• **STORED RECORDS**
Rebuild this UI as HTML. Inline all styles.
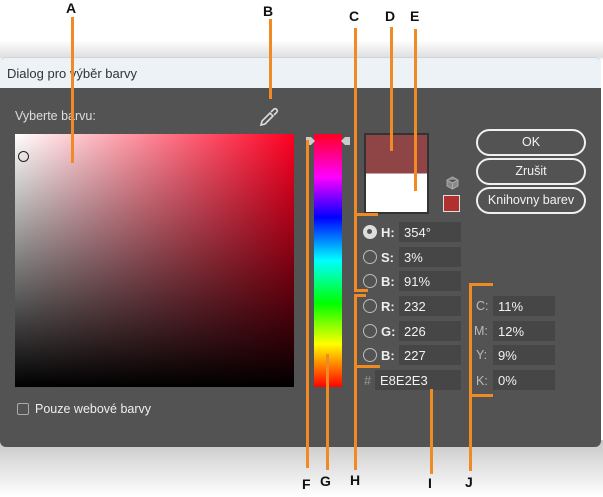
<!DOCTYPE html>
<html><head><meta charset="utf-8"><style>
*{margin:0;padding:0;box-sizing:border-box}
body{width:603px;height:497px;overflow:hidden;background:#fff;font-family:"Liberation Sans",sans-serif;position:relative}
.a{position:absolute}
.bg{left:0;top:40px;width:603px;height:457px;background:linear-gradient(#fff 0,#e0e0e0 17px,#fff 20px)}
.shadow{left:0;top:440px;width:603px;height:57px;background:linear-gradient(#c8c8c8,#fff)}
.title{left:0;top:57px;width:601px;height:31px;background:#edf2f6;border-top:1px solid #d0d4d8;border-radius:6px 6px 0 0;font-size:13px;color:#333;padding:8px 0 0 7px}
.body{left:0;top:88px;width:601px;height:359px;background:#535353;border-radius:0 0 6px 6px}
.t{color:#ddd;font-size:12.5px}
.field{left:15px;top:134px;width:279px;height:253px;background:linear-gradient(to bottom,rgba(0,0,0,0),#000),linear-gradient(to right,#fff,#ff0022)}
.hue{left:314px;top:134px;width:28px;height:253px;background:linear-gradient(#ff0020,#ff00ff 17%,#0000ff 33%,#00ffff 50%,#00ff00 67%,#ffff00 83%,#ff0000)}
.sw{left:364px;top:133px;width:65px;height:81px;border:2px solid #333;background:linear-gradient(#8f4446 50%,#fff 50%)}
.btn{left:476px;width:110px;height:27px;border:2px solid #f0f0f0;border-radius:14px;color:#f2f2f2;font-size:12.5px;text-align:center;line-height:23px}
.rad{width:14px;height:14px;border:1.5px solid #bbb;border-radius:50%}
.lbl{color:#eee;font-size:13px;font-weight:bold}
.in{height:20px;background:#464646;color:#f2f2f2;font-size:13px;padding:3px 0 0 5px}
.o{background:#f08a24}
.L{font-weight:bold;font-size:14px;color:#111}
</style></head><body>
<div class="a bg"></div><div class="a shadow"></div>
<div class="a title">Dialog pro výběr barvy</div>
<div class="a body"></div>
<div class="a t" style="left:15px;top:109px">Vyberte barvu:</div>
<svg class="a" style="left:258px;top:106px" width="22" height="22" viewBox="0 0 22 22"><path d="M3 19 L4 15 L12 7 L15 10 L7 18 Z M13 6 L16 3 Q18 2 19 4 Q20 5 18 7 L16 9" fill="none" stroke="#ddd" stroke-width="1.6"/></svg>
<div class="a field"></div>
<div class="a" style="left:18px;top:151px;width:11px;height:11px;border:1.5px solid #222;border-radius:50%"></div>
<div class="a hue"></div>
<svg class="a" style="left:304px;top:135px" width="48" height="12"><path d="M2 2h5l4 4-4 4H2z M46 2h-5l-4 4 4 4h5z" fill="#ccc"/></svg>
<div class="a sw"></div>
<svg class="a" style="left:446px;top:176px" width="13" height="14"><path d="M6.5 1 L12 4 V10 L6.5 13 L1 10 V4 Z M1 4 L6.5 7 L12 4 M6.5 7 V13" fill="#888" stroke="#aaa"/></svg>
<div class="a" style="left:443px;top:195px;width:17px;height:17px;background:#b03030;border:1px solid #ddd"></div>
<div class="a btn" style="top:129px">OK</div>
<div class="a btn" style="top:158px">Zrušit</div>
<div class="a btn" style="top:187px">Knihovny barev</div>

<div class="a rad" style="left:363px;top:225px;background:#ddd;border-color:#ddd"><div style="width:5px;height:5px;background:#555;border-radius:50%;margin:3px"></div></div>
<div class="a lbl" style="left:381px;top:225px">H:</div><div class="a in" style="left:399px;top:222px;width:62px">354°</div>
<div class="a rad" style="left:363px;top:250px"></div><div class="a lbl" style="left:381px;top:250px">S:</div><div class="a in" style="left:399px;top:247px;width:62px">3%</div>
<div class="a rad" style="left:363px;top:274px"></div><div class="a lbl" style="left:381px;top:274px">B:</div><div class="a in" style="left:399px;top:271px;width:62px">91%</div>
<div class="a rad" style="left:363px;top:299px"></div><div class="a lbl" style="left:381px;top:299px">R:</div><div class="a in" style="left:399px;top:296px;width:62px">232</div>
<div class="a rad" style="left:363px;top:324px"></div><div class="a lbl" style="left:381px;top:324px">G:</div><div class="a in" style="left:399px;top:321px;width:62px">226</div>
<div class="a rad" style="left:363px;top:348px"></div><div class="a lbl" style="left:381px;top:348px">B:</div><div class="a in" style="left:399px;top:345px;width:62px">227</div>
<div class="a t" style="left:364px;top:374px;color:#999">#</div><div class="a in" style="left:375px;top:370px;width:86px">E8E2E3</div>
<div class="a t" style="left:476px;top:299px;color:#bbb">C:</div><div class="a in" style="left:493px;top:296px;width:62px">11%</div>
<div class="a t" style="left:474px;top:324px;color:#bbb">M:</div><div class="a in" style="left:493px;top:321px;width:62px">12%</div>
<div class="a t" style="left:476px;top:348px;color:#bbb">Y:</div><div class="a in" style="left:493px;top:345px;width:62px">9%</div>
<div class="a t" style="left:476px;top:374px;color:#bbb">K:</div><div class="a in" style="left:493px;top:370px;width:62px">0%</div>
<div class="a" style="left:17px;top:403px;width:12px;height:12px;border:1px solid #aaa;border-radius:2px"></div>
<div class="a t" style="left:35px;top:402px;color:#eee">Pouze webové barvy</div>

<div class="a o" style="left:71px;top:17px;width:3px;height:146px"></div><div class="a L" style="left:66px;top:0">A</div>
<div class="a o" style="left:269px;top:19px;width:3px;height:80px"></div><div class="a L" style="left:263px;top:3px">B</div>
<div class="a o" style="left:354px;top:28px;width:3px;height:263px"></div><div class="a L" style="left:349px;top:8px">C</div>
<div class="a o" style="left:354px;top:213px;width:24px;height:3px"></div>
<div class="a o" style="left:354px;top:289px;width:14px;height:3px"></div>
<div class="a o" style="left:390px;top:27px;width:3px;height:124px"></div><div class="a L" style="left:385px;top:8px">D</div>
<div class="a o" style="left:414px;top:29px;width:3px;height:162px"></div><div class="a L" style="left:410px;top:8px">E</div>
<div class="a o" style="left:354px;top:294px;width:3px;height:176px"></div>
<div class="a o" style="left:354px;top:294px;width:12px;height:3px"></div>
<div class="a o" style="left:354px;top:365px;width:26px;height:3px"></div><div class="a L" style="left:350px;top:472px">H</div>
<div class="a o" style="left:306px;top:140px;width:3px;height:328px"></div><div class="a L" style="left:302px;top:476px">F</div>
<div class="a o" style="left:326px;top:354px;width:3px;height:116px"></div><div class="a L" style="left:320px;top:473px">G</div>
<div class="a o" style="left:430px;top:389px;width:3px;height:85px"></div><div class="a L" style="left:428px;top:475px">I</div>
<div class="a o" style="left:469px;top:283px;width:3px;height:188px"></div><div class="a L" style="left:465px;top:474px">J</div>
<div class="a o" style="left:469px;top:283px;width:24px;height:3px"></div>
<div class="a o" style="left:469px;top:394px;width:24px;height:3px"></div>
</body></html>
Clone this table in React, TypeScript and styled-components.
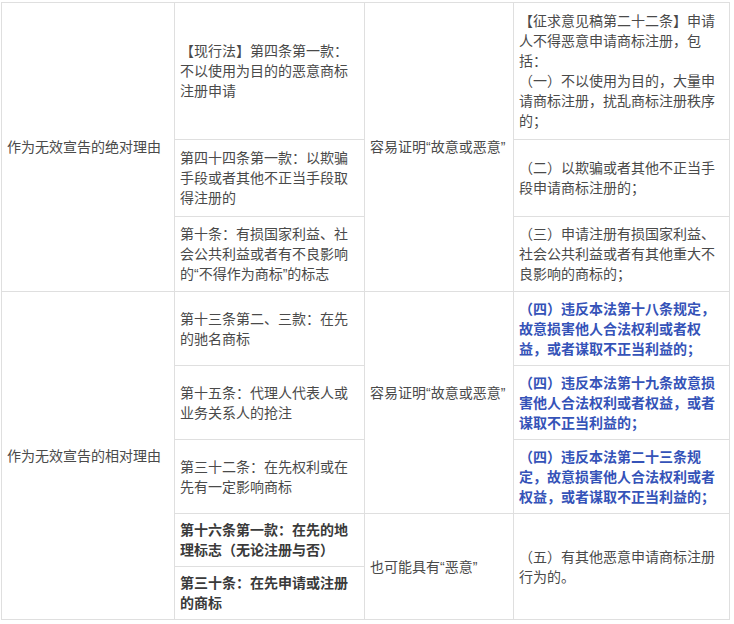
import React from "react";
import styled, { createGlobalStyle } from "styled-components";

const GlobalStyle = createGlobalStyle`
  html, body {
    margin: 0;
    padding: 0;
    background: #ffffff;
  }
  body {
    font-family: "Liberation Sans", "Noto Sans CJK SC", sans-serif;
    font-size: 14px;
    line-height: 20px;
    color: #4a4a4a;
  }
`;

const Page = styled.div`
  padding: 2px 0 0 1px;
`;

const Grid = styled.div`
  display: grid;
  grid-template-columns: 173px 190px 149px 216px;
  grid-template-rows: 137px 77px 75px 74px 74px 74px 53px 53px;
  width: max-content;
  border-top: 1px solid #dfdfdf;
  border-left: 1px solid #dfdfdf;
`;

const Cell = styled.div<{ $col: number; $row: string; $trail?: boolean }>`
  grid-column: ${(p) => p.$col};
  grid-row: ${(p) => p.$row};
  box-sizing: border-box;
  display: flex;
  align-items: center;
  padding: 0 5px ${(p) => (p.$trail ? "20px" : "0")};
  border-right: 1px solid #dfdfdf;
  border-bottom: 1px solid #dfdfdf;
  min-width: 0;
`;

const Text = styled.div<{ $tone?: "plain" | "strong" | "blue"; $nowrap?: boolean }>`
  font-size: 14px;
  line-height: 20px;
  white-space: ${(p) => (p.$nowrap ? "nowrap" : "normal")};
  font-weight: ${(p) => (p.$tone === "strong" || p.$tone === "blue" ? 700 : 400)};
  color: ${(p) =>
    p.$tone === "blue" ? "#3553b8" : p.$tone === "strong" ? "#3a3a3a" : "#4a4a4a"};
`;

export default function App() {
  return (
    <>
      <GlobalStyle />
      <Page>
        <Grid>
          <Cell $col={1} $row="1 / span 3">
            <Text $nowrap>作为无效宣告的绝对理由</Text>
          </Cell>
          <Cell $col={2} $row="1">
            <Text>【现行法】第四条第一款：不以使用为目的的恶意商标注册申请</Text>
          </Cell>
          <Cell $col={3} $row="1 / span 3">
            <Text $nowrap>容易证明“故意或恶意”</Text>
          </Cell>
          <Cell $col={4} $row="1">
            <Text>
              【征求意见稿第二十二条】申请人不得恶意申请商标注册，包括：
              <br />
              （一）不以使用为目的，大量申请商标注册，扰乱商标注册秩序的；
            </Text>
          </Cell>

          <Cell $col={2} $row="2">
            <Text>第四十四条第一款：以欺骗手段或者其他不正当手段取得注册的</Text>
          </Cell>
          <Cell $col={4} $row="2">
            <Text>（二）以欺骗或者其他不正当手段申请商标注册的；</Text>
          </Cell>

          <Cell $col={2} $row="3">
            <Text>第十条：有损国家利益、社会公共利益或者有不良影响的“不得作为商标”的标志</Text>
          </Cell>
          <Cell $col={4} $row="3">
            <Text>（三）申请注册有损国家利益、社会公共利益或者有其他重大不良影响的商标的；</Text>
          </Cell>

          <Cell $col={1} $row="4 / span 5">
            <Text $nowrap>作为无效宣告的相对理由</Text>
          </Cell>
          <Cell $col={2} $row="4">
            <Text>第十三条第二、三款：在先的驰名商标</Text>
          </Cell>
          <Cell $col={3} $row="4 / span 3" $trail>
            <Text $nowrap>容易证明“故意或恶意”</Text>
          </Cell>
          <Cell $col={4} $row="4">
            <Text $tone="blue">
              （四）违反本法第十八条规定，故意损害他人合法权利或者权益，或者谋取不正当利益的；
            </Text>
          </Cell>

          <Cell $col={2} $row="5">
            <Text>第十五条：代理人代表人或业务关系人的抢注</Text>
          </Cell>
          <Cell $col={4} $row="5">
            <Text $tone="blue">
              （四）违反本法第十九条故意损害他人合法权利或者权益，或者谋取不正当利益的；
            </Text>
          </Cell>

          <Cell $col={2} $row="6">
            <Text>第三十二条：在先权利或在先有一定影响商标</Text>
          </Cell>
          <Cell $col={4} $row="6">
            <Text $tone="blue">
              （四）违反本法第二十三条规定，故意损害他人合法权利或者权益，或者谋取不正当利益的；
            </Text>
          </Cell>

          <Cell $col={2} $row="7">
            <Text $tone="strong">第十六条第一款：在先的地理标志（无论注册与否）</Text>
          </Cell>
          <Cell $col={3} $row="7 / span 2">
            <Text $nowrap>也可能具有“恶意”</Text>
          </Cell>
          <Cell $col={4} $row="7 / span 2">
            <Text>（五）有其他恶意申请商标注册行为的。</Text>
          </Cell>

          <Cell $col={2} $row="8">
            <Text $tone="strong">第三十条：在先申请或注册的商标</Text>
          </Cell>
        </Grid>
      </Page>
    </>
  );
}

• **EXERCISE AIM**
Find every line that has "components" in it, then return those lines.

• **RESULT OF THE TASK**
Clone this table in React, TypeScript and styled-components.
import styled, { createGlobalStyle } from "styled-components";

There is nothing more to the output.